How Nomos Gathers Tender Data

In practice, Nomos's tender monitoring combines a few pieces:

Configurable searches by contract type and territory against the public portal, using a headless Chromium browser (Playwright) that simulates a normal session: realistic desktop user agent, consistent locale, coherent language headers.
Retries with a fresh browser context when a search returns zero results — because, as explained above, that's almost always a temporary portal glitch, not a block.
Downloading and extracting text from the tender's PDF documents (technical and administrative specifications), including OCR for scanned documents.
Analysis by a language model that reads the full tender document and produces a 0–10 relevance score per company speciality — not just a match on the title.
From there, automatic generation of a draft proposal with Nomos.

If you want to see this working with your own search criteria, you can configure the tender monitor with your specialities and territories.

Conclusion

"Can AI scrape tender data" is the wrong question. The right one is: where does the data actually come from, and what do you need each source for?

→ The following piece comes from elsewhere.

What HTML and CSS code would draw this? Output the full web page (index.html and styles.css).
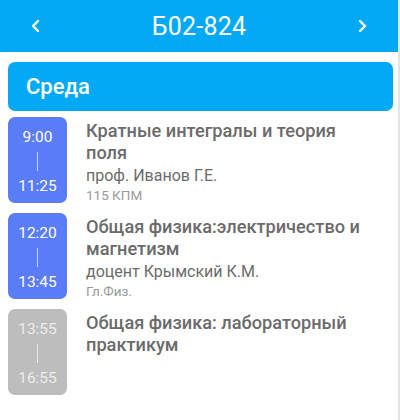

For bulk discovery: official APIs and open data feeds (SAM.gov, TED, OCDS, national open data) — built for this, updated regularly, and outside any robots.txt conflict.
For a specific opportunity's detail: a one-off, targeted fetch of the public document, not a crawl of the whole site.
For all of this: rotating IP proxies are a solution to a problem you most likely don't have. Government procurement portals don't run the kind of anti-bot protection that would justify them — the real challenge is portal reliability, not security.

What actually moves the needle isn't where the data comes from — it's what happens to it next: the difference between getting a list of 50 contract titles a day and getting 5 contracts scored by relevance with a draft proposal already generated.